● **DESCRIPTION OF THE TASK**
Copy out the data below as written; omit any images.
▽
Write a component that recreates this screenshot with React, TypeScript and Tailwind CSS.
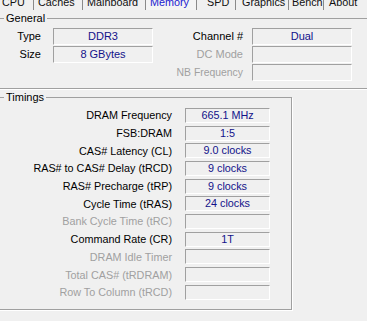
import React from "react";

const font = { fontFamily: '"Liberation Sans", Arial, sans-serif' };

function Field({ value, w, h }: { value?: string; w: string; h: string }) {
  return (
    <div
      className={`${w} ${h} flex items-center justify-center border-t border-l border-t-[#a0a0a0] border-l-[#a0a0a0] border-b border-r border-b-white border-r-white text-[#12128a] leading-none whitespace-nowrap`}
    >
      {value}
    </div>
  );
}

const tabs: { name: string; cls: string; active?: boolean }[] = [
  { name: "CPU", cls: "w-[34px] pl-[2px]" },
  { name: "Caches", cls: "w-[49px] pl-[4px]" },
  { name: "Mainboard", cls: "w-[63px] pl-[4px]" },
  { name: "Memory", cls: "w-[51px] pl-[4px]", active: true },
  { name: "SPD", cls: "w-[39px] pl-[10px]" },
  { name: "Graphics", cls: "w-[53px] pl-[6px]" },
  { name: "Bench", cls: "w-[35px] pl-[3px]" },
  { name: "About", cls: "w-[60px] pl-[5px]" },
];

const timings: { label: string; value?: string; dis?: boolean }[] = [
  { label: "DRAM Frequency", value: "665.1 MHz" },
  { label: "FSB:DRAM", value: "1:5" },
  { label: "CAS# Latency (CL)", value: "9.0 clocks" },
  { label: "RAS# to CAS# Delay (tRCD)", value: "9 clocks" },
  { label: "RAS# Precharge (tRP)", value: "9 clocks" },
  { label: "Cycle Time (tRAS)", value: "24 clocks" },
  { label: "Bank Cycle Time (tRC)", dis: true },
  { label: "Command Rate (CR)", value: "1T" },
  { label: "DRAM Idle Timer", dis: true },
  { label: "Total CAS# (tRDRAM)", dis: true },
  { label: "Row To Column (tRCD)", dis: true },
];

export default function App() {
  return (
    <div
      className="w-[367px] h-[321px] bg-[#f0f0f0] overflow-hidden text-[10.8px] text-black"
      style={font}
    >
      {/* tab strip */}
      <div className="flex h-[10px] overflow-hidden whitespace-nowrap">
        {tabs.map((t) => (
          <div
            key={t.name}
            className={`${t.cls} shrink-0 h-[10px] border-r border-r-[#8a8a8a] ${
              t.active ? "text-[#1a1ad0] bg-[#f4f4f4]" : "text-[#111]"
            }`}
          >
            <div className="leading-[13px] -mt-[4px]">{t.name}</div>
          </div>
        ))}
      </div>

      {/* General */}
      <fieldset className="mt-[2px] -mx-[4px] w-[375px] border border-[#a0a0a0] shadow-[1px_1px_0_#fff] pb-[6px]">
        <legend className="ml-[7px] px-[2px] leading-[13px] text-[11px]">General</legend>
        <div className="pt-[3px] flex flex-col text-[11px]">
          <div className="flex items-start h-[18px]">
            <div className="w-[44px] text-right leading-[17px]">Type</div>
            <div className="ml-[12px]">
              <Field value="DDR3" w="w-[100px]" h="h-[17px]" />
            </div>
            <div className="w-[90px] text-right leading-[17px]">Channel #</div>
            <div className="ml-[9px]">
              <Field value="Dual" w="w-[100px]" h="h-[17px]" />
            </div>
          </div>
          <div className="flex items-start h-[18px]">
            <div className="w-[44px] text-right leading-[17px]">Size</div>
            <div className="ml-[12px]">
              <Field value="8 GBytes" w="w-[100px]" h="h-[17px]" />
            </div>
            <div className="w-[90px] text-right leading-[17px] text-[#a0a0a0]">DC Mode</div>
            <div className="ml-[9px]">
              <Field w="w-[100px]" h="h-[17px]" />
            </div>
          </div>
          <div className="flex items-start h-[18px]">
            <div className="w-[44px]" />
            <div className="ml-[12px] w-[100px]" />
            <div className="w-[90px] text-right leading-[17px] text-[#a0a0a0] text-[10.4px]">NB Frequency</div>
            <div className="ml-[9px]">
              <Field w="w-[100px]" h="h-[17px]" />
            </div>
          </div>
        </div>
      </fieldset>

      {/* Timings */}
      <fieldset className="mt-[2px] -ml-[4px] w-[296px] border border-[#a0a0a0] shadow-[1px_1px_0_#fff] pb-[7.6px]">
        <legend className="ml-[7px] px-[2px] leading-[13px] text-[11px]">Timings</legend>
        <div className="pt-[2.6px] flex flex-col">
          {timings.map((r) => (
            <div key={r.label} className="flex items-center h-[17.7px]">
              <div
                className={`w-[175px] text-right whitespace-nowrap ${
                  r.dis ? "text-[#a0a0a0]" : "text-black"
                }`}
              >
                {r.label}
              </div>
              <div className="ml-[13px]">
                <Field value={r.value} w="w-[85px]" h="h-[15px]" />
              </div>
            </div>
          ))}
        </div>
      </fieldset>
    </div>
  );
}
△
● **ANSWER TO THIS EXERCISE**
Write a component that recreates this screenshot with React, TypeScript and Tailwind CSS.
import React from "react";

const font = { fontFamily: '"Liberation Sans", Arial, sans-serif' };

function Field({ value, w, h }: { value?: string; w: string; h: string }) {
  return (
    <div
      className={`${w} ${h} flex items-center justify-center border-t border-l border-t-[#a0a0a0] border-l-[#a0a0a0] border-b border-r border-b-white border-r-white text-[#12128a] leading-none whitespace-nowrap`}
    >
      {value}
    </div>
  );
}

const tabs: { name: string; cls: string; active?: boolean }[] = [
  { name: "CPU", cls: "w-[34px] pl-[2px]" },
  { name: "Caches", cls: "w-[49px] pl-[4px]" },
  { name: "Mainboard", cls: "w-[63px] pl-[4px]" },
  { name: "Memory", cls: "w-[51px] pl-[4px]", active: true },
  { name: "SPD", cls: "w-[39px] pl-[10px]" },
  { name: "Graphics", cls: "w-[53px] pl-[6px]" },
  { name: "Bench", cls: "w-[35px] pl-[3px]" },
  { name: "About", cls: "w-[60px] pl-[5px]" },
];

const timings: { label: string; value?: string; dis?: boolean }[] = [
  { label: "DRAM Frequency", value: "665.1 MHz" },
  { label: "FSB:DRAM", value: "1:5" },
  { label: "CAS# Latency (CL)", value: "9.0 clocks" },
  { label: "RAS# to CAS# Delay (tRCD)", value: "9 clocks" },
  { label: "RAS# Precharge (tRP)", value: "9 clocks" },
  { label: "Cycle Time (tRAS)", value: "24 clocks" },
  { label: "Bank Cycle Time (tRC)", dis: true },
  { label: "Command Rate (CR)", value: "1T" },
  { label: "DRAM Idle Timer", dis: true },
  { label: "Total CAS# (tRDRAM)", dis: true },
  { label: "Row To Column (tRCD)", dis: true },
];

export default function App() {
  return (
    <div
      className="w-[367px] h-[321px] bg-[#f0f0f0] overflow-hidden text-[10.8px] text-black"
      style={font}
    >
      {/* tab strip */}
      <div className="flex h-[10px] overflow-hidden whitespace-nowrap">
        {tabs.map((t) => (
          <div
            key={t.name}
            className={`${t.cls} shrink-0 h-[10px] border-r border-r-[#8a8a8a] ${
              t.active ? "text-[#1a1ad0] bg-[#f4f4f4]" : "text-[#111]"
            }`}
          >
            <div className="leading-[13px] -mt-[4px]">{t.name}</div>
          </div>
        ))}
      </div>

      {/* General */}
      <fieldset className="mt-[2px] -mx-[4px] w-[375px] border border-[#a0a0a0] shadow-[1px_1px_0_#fff] pb-[6px]">
        <legend className="ml-[7px] px-[2px] leading-[13px] text-[11px]">General</legend>
        <div className="pt-[3px] flex flex-col text-[11px]">
          <div className="flex items-start h-[18px]">
            <div className="w-[44px] text-right leading-[17px]">Type</div>
            <div className="ml-[12px]">
              <Field value="DDR3" w="w-[100px]" h="h-[17px]" />
            </div>
            <div className="w-[90px] text-right leading-[17px]">Channel #</div>
            <div className="ml-[9px]">
              <Field value="Dual" w="w-[100px]" h="h-[17px]" />
            </div>
          </div>
          <div className="flex items-start h-[18px]">
            <div className="w-[44px] text-right leading-[17px]">Size</div>
            <div className="ml-[12px]">
              <Field value="8 GBytes" w="w-[100px]" h="h-[17px]" />
            </div>
            <div className="w-[90px] text-right leading-[17px] text-[#a0a0a0]">DC Mode</div>
            <div className="ml-[9px]">
              <Field w="w-[100px]" h="h-[17px]" />
            </div>
          </div>
          <div className="flex items-start h-[18px]">
            <div className="w-[44px]" />
            <div className="ml-[12px] w-[100px]" />
            <div className="w-[90px] text-right leading-[17px] text-[#a0a0a0] text-[10.4px]">NB Frequency</div>
            <div className="ml-[9px]">
              <Field w="w-[100px]" h="h-[17px]" />
            </div>
          </div>
        </div>
      </fieldset>

      {/* Timings */}
      <fieldset className="mt-[2px] -ml-[4px] w-[296px] border border-[#a0a0a0] shadow-[1px_1px_0_#fff] pb-[7.6px]">
        <legend className="ml-[7px] px-[2px] leading-[13px] text-[11px]">Timings</legend>
        <div className="pt-[2.6px] flex flex-col">
          {timings.map((r) => (
            <div key={r.label} className="flex items-center h-[17.7px]">
              <div
                className={`w-[175px] text-right whitespace-nowrap ${
                  r.dis ? "text-[#a0a0a0]" : "text-black"
                }`}
              >
                {r.label}
              </div>
              <div className="ml-[13px]">
                <Field value={r.value} w="w-[85px]" h="h-[15px]" />
              </div>
            </div>
          ))}
        </div>
      </fieldset>
    </div>
  );
}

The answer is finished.